Watchdog Addresses Problems With Foreclosure Review Payments

By: Jann Swanson

The Office of Inspector General (OIG) of the Federal Reserve System released a report on Thursday critical of the way in which the Board (and by extension the Office of Comptroller of the Currency (OCC)), managed amendments to the controversial Independent Foreclosure Review (IFR).   IFR was established by a series of consent orders issued by the two regulators and the now defunct Office of Thrift Supervision in 2010 and 2011.  The consent orders were issued to 13 mortgage servicers to address deficient mortgage loan servicing and foreclosure processing practices.

The IFR, which was ultimately expanded to 16 servicers, required that the servicers retain independent consultants to review foreclosure activities of the servicers in 2009 and 2010 to determine if borrowers suffered financial injury due to servicer errors or deficiencies.  The Board and the OCC attempted to implement this through a borrower level file review for more than 4.4 million borrowers across multiple financial institutions.  The review ultimately proved to be a cumbersome, slow, and costly process and by November 2012, 18 months into the review, no money had been given to any of the borrowers but the independent consultants had billed servicers $1.8 billion and there were estimates that another two years and $2 billion would be needed to complete the reviews which had also attracted a good deal of Congressional attention. 

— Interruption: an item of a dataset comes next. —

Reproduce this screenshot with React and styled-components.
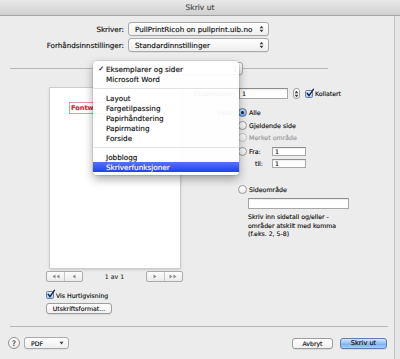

In January the Board and the OCC agreed to replace the consent orders and the IFR with payments to borrowers of approximately $367 billon and additional foreclosure prevention services.  Borrowers were "slotted" in payment categories according to waterfall definitions established by regulators according to extent of the harm they suffered. .

The OIG conducted their assessment of the amendments to the consent orders to (1) evaluate the Board's overall approach to oversight of the amended orders, (2) determine the effectiveness of the Board's oversight of the slotting process, and (3) determine the effectiveness of the Board's oversight of the servicers' paying agent, Rust Consulting, Inc.

Five of the services affected by the payment agreement were supervised by the Federal Reserve and these servicers began slotting borrowers into the waterfall categories and were supervised by the responsible reserve bank.  In April 2013 after servicers finalized their waterfalls the Board and OCC published payment plans for most of the servicers; payment amounts ranged from $300 to $125,000 with a few borrowers eligible for addition payments. 

All servicers selected Rust Consulting to function as their paying agent and beginning in March 2013 the company mailed postcards to borrowers alerting them that checks would be mailed and commenced those mailings in April.

OIG found that the Federal Reserve staff's advance preparation and planning efforts for the payment agreement were not commensurate with the agreement's complexity.  The project entailed oversight of corrective action at the borrower level for 4 million loans involving several agencies, multiple mortgage servicers, and three regional Reserve Banks.  Yet the Board engaged in only limited planning activities which did not include submission of a detailed implementation plan such as it typically requires of the financial institutions it supervises.

The report also criticizes the lack of project management resources made available to support the initiative saying that support from senior Board officials may have limited the need for daily oversight during plan implementation.

While the audit did not seek to validate the results of slotting at an individual borrower level OIG found some data integrity issues that impacted the reliability and consistency of the results for at least two servicers and may have resulted in inconsistencies in payments. 

OIG also found that the Board has not selected an approach with which to end the payment agreement and to distribute any remaining funds.  The lack of an approved plan creates uncertainty about the disposition of these monies and may subject the Board to further stakeholder criticism.

OIG said it attributes the limited planning to the compressed time frame involved in transitioning to the payment agreement and the aggressive deadlines imposed in order to get payments to borrowers without further delays. 

The OIG report concludes that the limited planning activities were a missed opportunity to assess the feasibility of implementing the agreement, to define the success measures such as the percentage of borrowers cashing or depositing a check, to assess whether the Board had the requisite skills and capabilities to oversee the exercise; to consider the possible risks associated with its course of action including possible risk mitigation measures, and to vet fully any alternative courses of action. 

"Despite these challenges and limitations," OIG says, "as of August 15, 2014, borrowers of the 13 servicers that joined the payment agreement in January 2013 had cashed or deposited checks representing about $3.15 billion, or approximately 86 percent, of the total $3.67 billion.

OIG made five recommendations to the Board:

  • Develop a framework for planning, vetting, and approving activities for large, complex enforcement actions that may involve multiple participants on several levels.
  • Identify the circumstances in which project management resources should be used and a staffing plan to include such resources with appropriate specific expertise for the situation.
  • Assess the potential impact of data reliability issues
  • Finalize an approach to ending the payment agreement and to allocate any remaining funds.
  • Identify potential options for distributing residual amounts as part of the planning process for any future payment agreements.